There is a real lack of urgency in soccer here, made evident not just by our flawed league system but also the recent predicament of Pulisic. Over the summer, he made the move from German club Borussia Dortmund, his home since he was 16, to English powerhouse Chelsea for a whopping $73 million. However, the deal was done back in January, and by the time Pulisic made the switch, a new manager was in charge at Chelsea, club legend Frank Lampard. Pulisic has struggled for game time thus far in London, prompting many fans to complain about Lampard’s bias against Americans.

In reality, Pulisic is in a tough spot, with at least four others currently ahead of him in the winger/attacking midfielder pecking order. A lot of Americans seem to think he should be playing just because he moved for a lot of money. However, that’s not how it works overseas. You need to prove your worth every practice and every game minute you get. And while I’m confident he will eventually break into the first eleven, we need patience because he needs to EARN it.

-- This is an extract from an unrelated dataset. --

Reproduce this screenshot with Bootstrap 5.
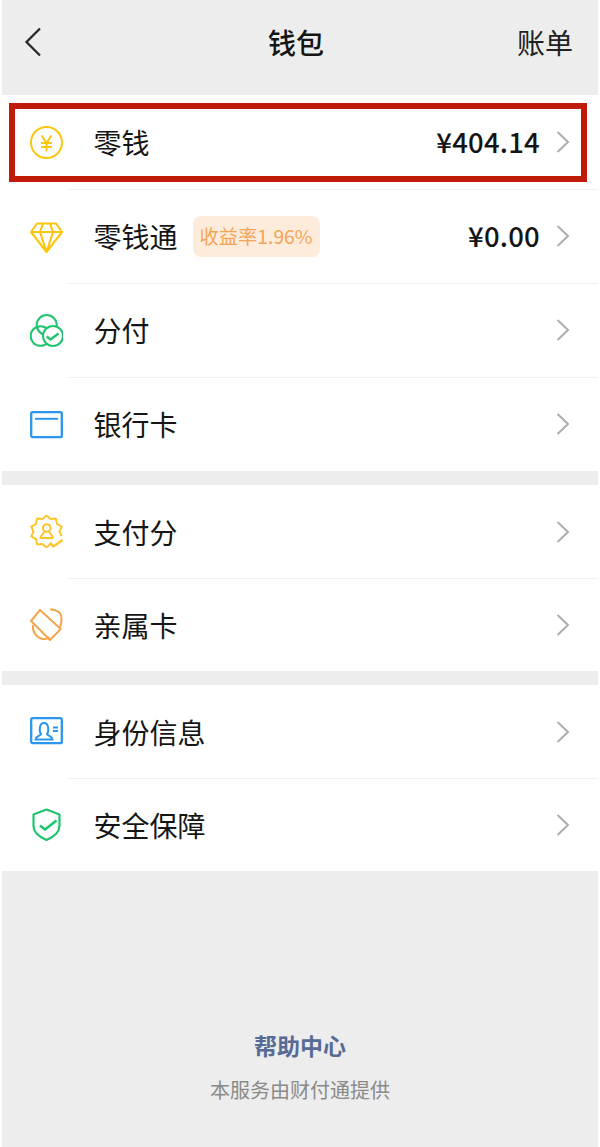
<!DOCTYPE html>
<html lang="zh-CN">
<head>
    <meta charset="UTF-8">
    <meta name="viewport" content="width=device-width, initial-scale=1.0">
    <title>钱包</title>
    <link rel="stylesheet" href="https://cdn.jsdelivr.net/npm/bootstrap@5.3.0/dist/css/bootstrap.min.css">
    <style>
        html, body { height: 100%; }
        body {
            background: #fff;
            color: #151515;
            font-family: "Liberation Sans", "Noto Sans CJK SC", sans-serif;
        }
        .wallet-page {
            position: relative;
            width: 600px;
            height: 1147px;
            padding: 0 2px;
            background: #fff;
            overflow: hidden;
        }
        .wallet-inner { height: 100%; background: #ededed; }
        .top-bar { height: 95px; padding: 0 25px 12px 21px; }
        .top-side { flex: 1 1 0; }
        .top-title { font-size: 28px; font-weight: 500; font-family: "Noto Sans CJK SC", sans-serif; margin-right: 4px; }
        .top-link { font-size: 28px; font-family: "Noto Sans CJK SC", sans-serif; color: #222; text-align: right; }
        .wallet-group { background: #fff; margin-bottom: 14px; }
        .wallet-row { height: 94px; padding-left: 28px; }
        .wallet-group.short-rows .wallet-row { height: 93px; }
        .row-icon { width: 33px; height: 33px; flex: none; margin-right: 30.5px; }
        .row-body {
            height: 100%;
            padding-right: 28px;
        }
        .wallet-row + .wallet-row { position: relative; }
        .wallet-row + .wallet-row::before {
            content: "";
            position: absolute;
            top: 0;
            left: 65px;
            right: 0;
            height: 1px;
            background: #f0f0f0;
        }
        .row-label { font-size: 28px; font-family: "Noto Sans CJK SC", sans-serif; line-height: 1; }
        .row-amount {
            font-size: 27.5px;
            font-weight: 500;
            font-family: "Noto Sans CJK SC", sans-serif;
            letter-spacing: 0.2px;
            margin-right: 16px;
            line-height: 1;
        }
        .rate-tag {
            margin-left: 15px;
            height: 41px;
            padding: 0 7px;
            background: #fdecdc;
            border-radius: 8px;
            color: #f4a455;
            font-size: 19.3px;
            font-family: "Noto Sans CJK SC", sans-serif;
        }
        .row-arrow { width: 14px; height: 22px; flex: none; }
        .help-foot { padding-top: 143px; text-align: center; }
        .help-link { font-size: 23px; font-weight: 700; color: #576b95; line-height: 34px; font-family: "Noto Sans CJK SC", sans-serif; }
        .help-note { font-size: 20px; color: #8a8a8a; line-height: 30px; margin-top: 13px; font-family: "Noto Sans CJK SC", sans-serif; }
        .red-frame {
            position: absolute;
            left: 9px;
            top: 103px;
            width: 578px;
            height: 79px;
            border: 6px solid #c01a0b;
            pointer-events: none;
        }
    </style>
</head>
<body>
    <div class="wallet-page">
        <div class="wallet-inner">
            <div class="top-bar d-flex align-items-center">
                <div class="top-side d-flex">
                    <svg width="20" height="30" viewBox="0 0 20 30" fill="none" stroke="#2a2a2a" stroke-width="2.3"><path d="M17 1.500 3.500 15 17 28.500"/></svg>
                </div>
                <div class="top-title">钱包</div>
                <div class="top-side top-link">账单</div>
            </div>

            <div class="wallet-group">
                <div class="wallet-row d-flex align-items-center">
                    <svg class="row-icon" viewBox="0 0 33 33" fill="none" stroke="#fcc60e" stroke-width="2"><circle cx="16.500" cy="16.500" r="15.500"/><path d="M11.500 9.500l5 7.500 5-7.500M11 17h11M11 21h11M16.500 17v8.500"/></svg>
                    <div class="row-body flex-grow-1 d-flex align-items-center">
                        <span class="row-label">零钱</span>
                        <span class="row-amount ms-auto">¥404.14</span>
                        <svg class="row-arrow" viewBox="0 0 14 22" fill="none" stroke="#adadad" stroke-width="2"><path d="M1.500 1 12 11 1.500 21"/></svg>
                    </div>
                </div>
                <div class="wallet-row d-flex align-items-center">
                    <svg class="row-icon" viewBox="0 0 33 33" fill="none" stroke="#fcc60e" stroke-width="2.100" stroke-linejoin="round"><path d="M7 3.500h19l6 8.500-15.500 20L1 12zM1 12h31M10 12l6.500 20 6.500-20M10 12l3-8.500M23 12l-3-8.500"/></svg>
                    <div class="row-body flex-grow-1 d-flex align-items-center">
                        <span class="row-label">零钱通</span>
                        <span class="rate-tag d-flex align-items-center">收益率1.96%</span>
                        <span class="row-amount ms-auto">¥0.00</span>
                        <svg class="row-arrow" viewBox="0 0 14 22" fill="none" stroke="#adadad" stroke-width="2"><path d="M1.500 1 12 11 1.500 21"/></svg>
                    </div>
                </div>
                <div class="wallet-row d-flex align-items-center">
                    <svg class="row-icon" viewBox="0 0 33 33" fill="none" stroke="#1fc46f" stroke-width="2"><circle cx="16.700" cy="11" r="10"/><circle cx="10.500" cy="22" r="9.800"/><circle cx="23" cy="22" r="10" fill="#fff"/><path d="M16.700 22.500l3.800 3 8-6" stroke-width="2.400"/></svg>
                    <div class="row-body flex-grow-1 d-flex align-items-center">
                        <span class="row-label">分付</span>
                        <svg class="row-arrow ms-auto" viewBox="0 0 14 22" fill="none" stroke="#adadad" stroke-width="2"><path d="M1.500 1 12 11 1.500 21"/></svg>
                    </div>
                </div>
                <div class="wallet-row d-flex align-items-center">
                    <svg class="row-icon" viewBox="0 0 33 33" fill="none" stroke="#2b96ee" stroke-width="2.300"><rect x="1.200" y="4.200" width="30.600" height="25" rx="1.500"/><path d="M5 10.800h23" stroke-width="2"/></svg>
                    <div class="row-body flex-grow-1 d-flex align-items-center">
                        <span class="row-label">银行卡</span>
                        <svg class="row-arrow ms-auto" viewBox="0 0 14 22" fill="none" stroke="#adadad" stroke-width="2"><path d="M1.500 1 12 11 1.500 21"/></svg>
                    </div>
                </div>
            </div>

            <div class="wallet-group short-rows">
                <div class="wallet-row d-flex align-items-center">
                    <svg class="row-icon" viewBox="0 0 33 33" fill="none" stroke="#fcc62a" stroke-width="2" stroke-linejoin="round"><path d="M20.500 28.900 16.500 32.500 12.500 28.900 7.100 29.400 6 24.100 1.300 21.400 3.500 16.500 1.300 11.600 6 8.900 7.100 3.600 12.500 4.100 16.500 .5 20.500 4.100 25.900 3.600 27 8.900 31.700 11.600 29.500 16.500 31.700 21"/><circle cx="16.700" cy="13" r="3.800"/><path d="M14 17c-.5 2-3 3-3.500 6h12.500c-.5-3-3-4-3.500-6"/><path d="M20 27.500l3.300 4 9.400-6.500" stroke-width="2.200"/></svg>
                    <div class="row-body flex-grow-1 d-flex align-items-center">
                        <span class="row-label">支付分</span>
                        <svg class="row-arrow ms-auto" viewBox="0 0 14 22" fill="none" stroke="#adadad" stroke-width="2"><path d="M1.500 1 12 11 1.500 21"/></svg>
                    </div>
                </div>
                <div class="wallet-row d-flex align-items-center">
                    <svg class="row-icon" viewBox="0 0 33 33" fill="none" stroke="#f2a64e" stroke-width="2" stroke-linejoin="round"><path d="M10 2 30.700 21 20 32 1 13z"/><path d="M20 1.500c6-.5 11.500 3 11.500 9 0 3.500-.5 6.500-1.500 9M3 17c-1 6 3 13 10.500 14 2.500.3 4.500-.5 6-2"/></svg>
                    <div class="row-body flex-grow-1 d-flex align-items-center">
                        <span class="row-label">亲属卡</span>
                        <svg class="row-arrow ms-auto" viewBox="0 0 14 22" fill="none" stroke="#adadad" stroke-width="2"><path d="M1.500 1 12 11 1.500 21"/></svg>
                    </div>
                </div>
            </div>

            <div class="wallet-group short-rows">
                <div class="wallet-row d-flex align-items-center">
                    <svg class="row-icon" viewBox="0 0 33 33" fill="none" stroke="#2b96ee" stroke-width="2.300"><rect x="1.200" y="3.200" width="30.600" height="25" rx="1.500"/><path d="M5.500 24.500h17c0-3-4.500-3.500-5.500-5.500 2-2.500 2-11-3-11s-5 8.500-3 11c-1 2-5.500 2.500-5.500 5.500z" stroke-width="2"/><path d="M23 12.500h5M23 16h5" stroke-width="1.800"/></svg>
                    <div class="row-body flex-grow-1 d-flex align-items-center">
                        <span class="row-label">身份信息</span>
                        <svg class="row-arrow ms-auto" viewBox="0 0 14 22" fill="none" stroke="#adadad" stroke-width="2"><path d="M1.500 1 12 11 1.500 21"/></svg>
                    </div>
                </div>
                <div class="wallet-row d-flex align-items-center">
                    <svg class="row-icon" viewBox="0 0 33 33" fill="none" stroke="#1fc46f" stroke-width="2.200" stroke-linejoin="round"><path d="M16.500 1.500 29.500 6.500V18c0 6-6 11-13 14C9.500 29 3.500 24 3.500 18V6.500z"/><path d="M10 17.500l5 4 11.500-9" stroke-width="2.600"/></svg>
                    <div class="row-body flex-grow-1 d-flex align-items-center">
                        <span class="row-label">安全保障</span>
                        <svg class="row-arrow ms-auto" viewBox="0 0 14 22" fill="none" stroke="#adadad" stroke-width="2"><path d="M1.500 1 12 11 1.500 21"/></svg>
                    </div>
                </div>
            </div>

            <div class="help-foot">
                <div class="help-link">帮助中心</div>
                <div class="help-note">本服务由财付通提供</div>
            </div>
        </div>
        <div class="red-frame"></div>
    </div>
    <script src="https://cdn.jsdelivr.net/npm/bootstrap@5.3.0/dist/js/bootstrap.bundle.min.js"></script>
</body>
</html>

A sense of entitlement permeates American soccer culture. People here just expect it to magically get better, simply because this is the U.S. of freakin’ A and we’re the best at everything, WOOOO (cue bald eagle screech and rock music)!

But we’re simply not the best at soccer, and nothing is ever going to change by sitting on our asses. Our system needs to emulate the systems of England, Germany, Spain and the Netherlands, where kids fight from an early age to be the best in the sport. There is no high school soccer, no pay-to-play model of clubs. We’re actually about even with those countries until we reach the age of about 12, when academies begin to take in prospects. Here, at 12, you play middle school soccer and maybe for a club. The gap in skill widens and widens until it is insurmountable by the time players become adults.

So, for my birthday this year, as the two-year anniversary of that fateful day down in the Caribbean, instead of serving cake, I’m giving every American soccer fan a slice of humble pie. Enjoy.